BELOIT—Beloit healthcare and city officials say they are cautiously optimistic as COVID-19 hospitalizations trend down and local daily virus statistics remain lower than past months.

Beloit Health System CEO Tim McKevett said as of Monday there were five patients with COVID-19 at Beloit Memorial Hospital, down from the health system’s peak of 20 hospitalizations on April 25.

“We are excited about the decrease in the hospitalizations and proud of the results we’ve received in producing positive clinical outcomes for our community,” McKevett said. “From a healthcare perspective as we prepare and open up more gradually, it’s critical to observe social distancing, hand hygiene and masking.”

Around 6% of all virus tests completed in Rock County have come back positive, in line with the statewide rate of 5.4%. In Illinois, 11% of tests have come back positive and locally Winnebago County reported 9.3% of all tests returned positive.

McKevett said the health system will allow one visitor for outpatient surgical procedures on June 22 that could be increased after the policy is reviewed after the July 4 holiday weekend. Currently no visitors are allowed at Beloit Memorial Hospital except for patients in end-of-life situations, pediatric patients and mothers in labor.

The health system also is offering antibody testing for those who believe they may have been exposed to the virus.
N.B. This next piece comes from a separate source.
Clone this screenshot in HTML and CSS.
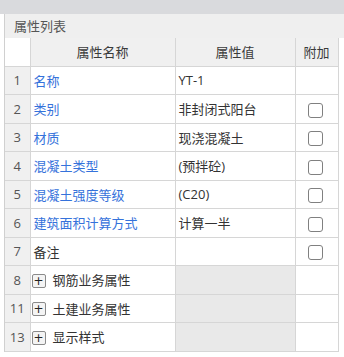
FILE: index.html
```html
<!DOCTYPE html>
<html lang="zh">
<head>
<meta charset="utf-8">
<title>属性列表</title>
<link rel="stylesheet" href="styles.css">
</head>
<body>
<div class="topbar"></div>
<div class="panel">
  <div class="title">属性列表</div>
  <table class="grid">
    <colgroup>
      <col class="c-num"><col class="c-name"><col class="c-val"><col class="c-add">
    </colgroup>
    <thead>
      <tr>
        <th class="num-head"></th>
        <th>属性名称</th>
        <th>属性值</th>
        <th>附加</th>
      </tr>
    </thead>
    <tbody>
      <tr><td class="num">1</td><td class="name link">名称</td><td class="val">YT-1</td><td class="add"></td></tr>
      <tr><td class="num">2</td><td class="name link">类别</td><td class="val">非封闭式阳台</td><td class="add"><span class="cb"></span></td></tr>
      <tr><td class="num">3</td><td class="name link">材质</td><td class="val">现浇混凝土</td><td class="add"><span class="cb"></span></td></tr>
      <tr><td class="num">4</td><td class="name link">混凝土类型</td><td class="val">(预拌砼)</td><td class="add"><span class="cb"></span></td></tr>
      <tr><td class="num">5</td><td class="name link">混凝土强度等级</td><td class="val">(C20)</td><td class="add"><span class="cb"></span></td></tr>
      <tr><td class="num">6</td><td class="name link">建筑面积计算方式</td><td class="val">计算一半</td><td class="add"><span class="cb"></span></td></tr>
      <tr><td class="num">7</td><td class="name">备注</td><td class="val"></td><td class="add"><span class="cb"></span></td></tr>
      <tr><td class="num">8</td><td class="name group"><span class="plus">+</span>钢筋业务属性</td><td class="val dis"></td><td class="add"></td></tr>
      <tr><td class="num">11</td><td class="name group"><span class="plus">+</span>土建业务属性</td><td class="val dis"></td><td class="add"></td></tr>
      <tr><td class="num">13</td><td class="name group"><span class="plus">+</span>显示样式</td><td class="val dis"></td><td class="add"></td></tr>
    </tbody>
  </table>
</div>
</body>
</html>
```

FILE: styles.css
```css
html, body {
  margin: 0;
  padding: 0;
  background: #ffffff;
}
body {
  font-family: "Open Sans", "Noto Sans CJK SC", sans-serif;
  font-size: 13px;
  color: #333333;
  width: 344px;
  height: 357px;
  overflow: hidden;
}
.topbar {
  height: 14px;
  background: #d9dadd;
}
.panel {
  margin-left: 4px;
  border-left: 1px solid #d0d0d0;
  background: #ffffff;
}
.title {
  height: 24px;
  line-height: 24px;
  padding-left: 9px;
  color: #555555;
  background: #efefef;
  font-family: "Noto Sans CJK SC", sans-serif;
}
.grid {
  border-collapse: collapse;
  table-layout: fixed;
  width: 333px;
  background: #ffffff;
}
.c-num { width: 25px; }
.c-name { width: 145px; }
.c-val { width: 120px; }
.c-add { width: 43px; }
.grid th, .grid td {
  border: 1px solid #d6d6d6;
  height: 27.5px;
  padding: 0;
  white-space: nowrap;
  overflow: hidden;
}
.grid tr > :first-child { border-left: none; }
.grid thead tr th { border-top: none; }
.grid th {
  background: #f0f0f0;
  font-weight: normal;
  color: #3a3a3a;
  text-align: center;
  font-family: "Noto Sans CJK SC", sans-serif;
}
.grid th.num-head {
  background: #ffffff;
}
.num {
  background: #f0f0f0;
  color: #555555;
  text-align: center;
  font-size: 13px;
}
.name {
  padding-left: 3px !important;
  font-family: "Noto Sans CJK SC", sans-serif;
  color: #333333;
}
.name.link {
  color: #3572db;
}
.name.group {
  padding-left: 1px !important;
}
.val {
  padding-left: 3px !important;
  font-family: "Open Sans", "Noto Sans CJK SC", sans-serif;
  color: #333333;
}
.val.dis {
  background: #e9e9e9;
}
.add {
  text-align: center;
}
.cb {
  display: inline-block;
  width: 13px;
  height: 13px;
  border: 1px solid #808080;
  border-radius: 3px;
  background: #ffffff;
  vertical-align: middle;
  margin-left: -2px;
}
.plus {
  display: inline-flex;
  align-items: center;
  justify-content: center;
  width: 12px;
  height: 12px;
  border: 1px solid #8a8a8a;
  border-radius: 2px;
  background: #f4f4f4;
  color: #222222;
  font-family: "DejaVu Sans", sans-serif;
  font-size: 12px;
  line-height: 1;
  margin-right: 7px;
  vertical-align: middle;
  position: relative;
  top: -1px;
}
```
Anyone wishing to get tested is required to contact their primary care physician who can authorize the test, with the health system still using a convalescent plasma program that allows blood plasma donations of recovered patients with antibodies that are given to critically ill COVID-19 patients.

“We are routinely using and having positive results with the convalescent plasma program,” McKevett said.
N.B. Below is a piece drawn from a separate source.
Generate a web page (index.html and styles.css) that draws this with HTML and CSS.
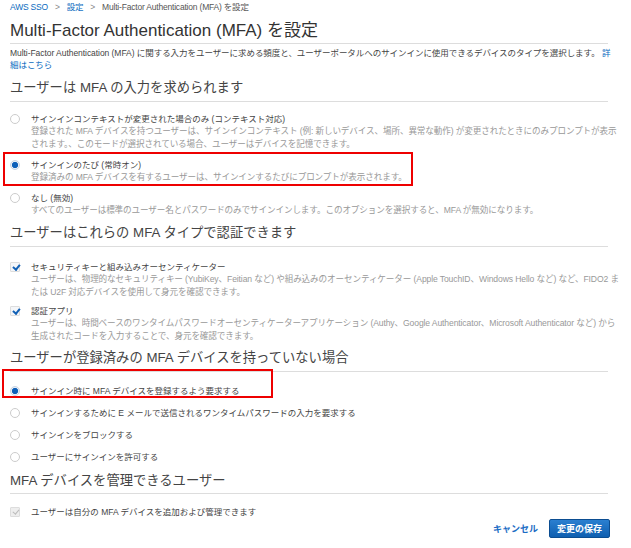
FILE: index.html
```html
<!DOCTYPE html>
<html lang="ja">
<head>
<meta charset="utf-8"/>
<title>Multi-Factor Authentication (MFA) を設定</title>
<link rel="stylesheet" href="styles.css">
</head>
<body>
<div class="page">
	<div class="crumbs">
		<a href="#">AWS SSO</a><span class="sep">&gt;</span><a href="#">設定</a><span class="sep">&gt;</span><span class="cur">Multi-Factor Authentication (MFA) を設定</span>
	</div>
	<h1>Multi-Factor Authentication (MFA) を設定</h1>
	<p class="intro">Multi-Factor Authentication (MFA) に関する入力をユーザーに求める頻度と、ユーザーポータルへのサインインに使用できるデバイスのタイプを選択します。 <a href="#">詳<br>細はこちら</a></p>

	<!-- いつMFAを求めるか -->
	<h2 class="h-first">ユーザーは MFA の入力を求められます</h2>
	<div class="opts first">
		<div class="opt">
			<span class="radio"></span>
			<div class="txt">
				<div class="lbl">サインインコンテキストが変更された場合のみ (コンテキスト対応)</div>
				<div class="desc">登録された MFA デバイスを持つユーザーは、サインインコンテキスト (例: 新しいデバイス、場所、異常な動作) が変更されたときにのみプロンプトが表示<br>されます。、このモードが選択されている場合、ユーザーはデバイスを記憶できます。</div>
			</div>
		</div>
		<div class="opt mark mark1">
			<span class="radio on"></span>
			<div class="txt">
				<div class="lbl">サインインのたび (常時オン)</div>
				<div class="desc">登録済みの MFA デバイスを有するユーザーは、サインインするたびにプロンプトが表示されます。</div>
			</div>
		</div>
		<div class="opt">
			<span class="radio"></span>
			<div class="txt">
				<div class="lbl">なし (無効)</div>
				<div class="desc">すべてのユーザーは標準のユーザー名とパスワードのみでサインインします。このオプションを選択すると、MFA が無効になります。</div>
			</div>
		</div>
	</div>

	<!-- MFAタイプ -->
	<h2 class="h-types">ユーザーはこれらの MFA タイプで認証できます</h2>
	<div class="opts types">
		<div class="opt">
			<span class="check"></span>
			<div class="txt">
				<div class="lbl">セキュリティキーと組み込みオーセンティケーター</div>
				<div class="desc">ユーザーは、物理的なセキュリティキー (YubiKey、Feitian など) や組み込みのオーセンティケーター (Apple TouchID、Windows Hello など) など、FIDO2 ま<br>たは U2F 対応デバイスを使用して身元を確認できます。</div>
			</div>
		</div>
		<div class="opt">
			<span class="check"></span>
			<div class="txt">
				<div class="lbl">認証アプリ</div>
				<div class="desc">ユーザーは、時間ベースのワンタイムパスワードオーセンティケーターアプリケーション (Authy、Google Authenticator、Microsoft Authenticator など) から<br>生成されたコードを入力することで、身元を確認できます。</div>
			</div>
		</div>
	</div>

	<!-- デバイス未登録時 -->
	<h2 class="h-none">ユーザーが登録済みの MFA デバイスを持っていない場合</h2>
	<div class="opts simple">
		<div class="opt mark mark2"><span class="radio on"></span><div class="lbl">サインイン時に MFA デバイスを登録するよう要求する</div></div>
		<div class="opt"><span class="radio"></span><div class="lbl">サインインするために E メールで送信されるワンタイムパスワードの入力を要求する</div></div>
		<div class="opt"><span class="radio"></span><div class="lbl">サインインをブロックする</div></div>
		<div class="opt"><span class="radio"></span><div class="lbl">ユーザーにサインインを許可する</div></div>
	</div>

	<h2 class="h-manage">MFA デバイスを管理できるユーザー</h2>
	<div class="opts manage">
		<div class="opt"><span class="check off"></span><div class="lbl">ユーザーは自分の MFA デバイスを追加および管理できます</div></div>
	</div>

	<div class="foot">
		<a href="#" class="cancel">キャンセル</a>
		<button type="button" class="save">変更の保存</button>
	</div>
</div>
</body>
</html>
```
FILE: styles.css
```css
body{margin:0;background:#fff;font-family:"Liberation Sans",Arial,"Noto Sans CJK JP",sans-serif;color:#444;}
a{color:#0a6bc0;text-decoration:none;}
.page{padding:2px 0 0 10px;}

.crumbs{font-size:8.5px;line-height:10px;height:10px;color:#555;letter-spacing:-0.2px;}
.crumbs .sep{margin:0 7px;color:#888;}

h1{margin:9px 0 0;font-size:17px;font-weight:normal;color:#333;line-height:20px;padding-bottom:2px;border-bottom:1px solid #ddd;width:598px;}
.intro{margin:3px 0 0;font-size:8.5px;line-height:12px;color:#444;letter-spacing:-0.05px;white-space:nowrap;}

h2{margin:0;font-size:13.3px;font-weight:normal;color:#444;line-height:16px;padding-bottom:5px;border-bottom:1px solid #ddd;width:598px;}
.h-first{margin-top:9px;}
.h-types{margin-top:7px;}
.h-none{margin-top:7px;}
.h-manage{margin-top:10px;padding-bottom:4px;}

.opt{display:flex;align-items:flex-start;position:relative;}
.txt{flex:1;}
.lbl{font-size:8.5px;line-height:12px;height:12px;color:#444;white-space:nowrap;}
.desc{font-size:8.6px;line-height:13px;color:#999;letter-spacing:-0.12px;white-space:nowrap;}

.first{margin-top:11px;}
.first .opt{margin-bottom:8px;}
.types{margin-top:14px;}
.types .opt{margin-bottom:6px;}
.simple{margin-top:13px;}
.simple .opt{margin-bottom:10px;}
.manage{margin-top:12px;}

.radio{width:8px;height:8px;border:1px solid #ccc;border-radius:50%;margin:1px 11px 0 0;flex:none;background:#fff;}
.radio.on{border-color:#c8d4e4;background:radial-gradient(circle,#0d5fb8 0,#0d5fb8 2.8px,#e9eef5 3.4px);}
.check{width:8px;height:8px;margin:1px 11px 0 0;flex:none;position:relative;border:1px solid #ddd;border-radius:1px;background:#f4f6f9;}
.check::after{content:"";position:absolute;left:2.5px;top:0;width:2.5px;height:5px;border:solid #1160b5;border-width:0 2px 2px 0;transform:rotate(40deg);}
.check.off{background:#eee;border-color:#ddd;}
.check.off::after{border-color:#bbb;border-width:0 1.5px 1.5px 0;}

/* 注釈の赤枠 */
.mark::after{content:"";position:absolute;border:2px solid #e00;pointer-events:none;box-sizing:border-box;}
.mark1::after{left:-7px;top:-7px;width:410px;height:34px;}
.mark2::after{left:-8px;top:-16px;width:271px;height:29px;}

.foot{display:flex;justify-content:flex-end;align-items:center;width:600px;margin-top:1px;}
.cancel{font-size:9px;font-weight:bold;margin-right:11px;color:#1a6cc4;}
.save{font-family:inherit;font-size:9px;font-weight:bold;color:#fff;height:19px;padding:0 7px;border:1px solid #0b4d91;border-radius:2px;background:linear-gradient(#2a7fd0,#0f5fb0);}
```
Also on Monday, the U.S. Food and Drug Administration (FDA) revoked the emergency authorization of hydroxychloroquine, a drug that’s been widely used during the pandemic, after it was “no longer reasonable to believe” it may be effective in treating COVID-19.

McKevett said the hospital’s medical team was aware of the ruling and would be reviewing all treatment options going forward.

“We have not yet made a decision on that,” McKevett said.

Beloit City Manager Lori Curtis Luther said minimum safety requirements currently in place for Beloit businesses were working.

The Beloit City Council extended the requirements that call for social distancing and restrict group sizes at a meeting on Monday night.

“I know that may frustrate some, but we are just trying to look at the big picture,” Luther said.

Large events like the Beloit Farmers Market have been modified to accommodate for the changes, while other events like Pops on The Rock July Fourth fireworks display and Street Dance have been canceled.

Both Luther and McKevett said they believed the positive trend locally is due in-part to residents taking the physical distancing and masking public health advice seriously.

“I think we were able to turn the curve down because of the community has been so involved in the mitigation efforts,” McKevett said.

But it’s still possible a so-called second wave of the virus could come in the future.

“If we get a second wave, historically, a second wave of a virus isn’t as virulent as the first,” McKevett said. “We’ve learned how to treat it early and what mitigation efforts work. I think we will be better prepared for it.”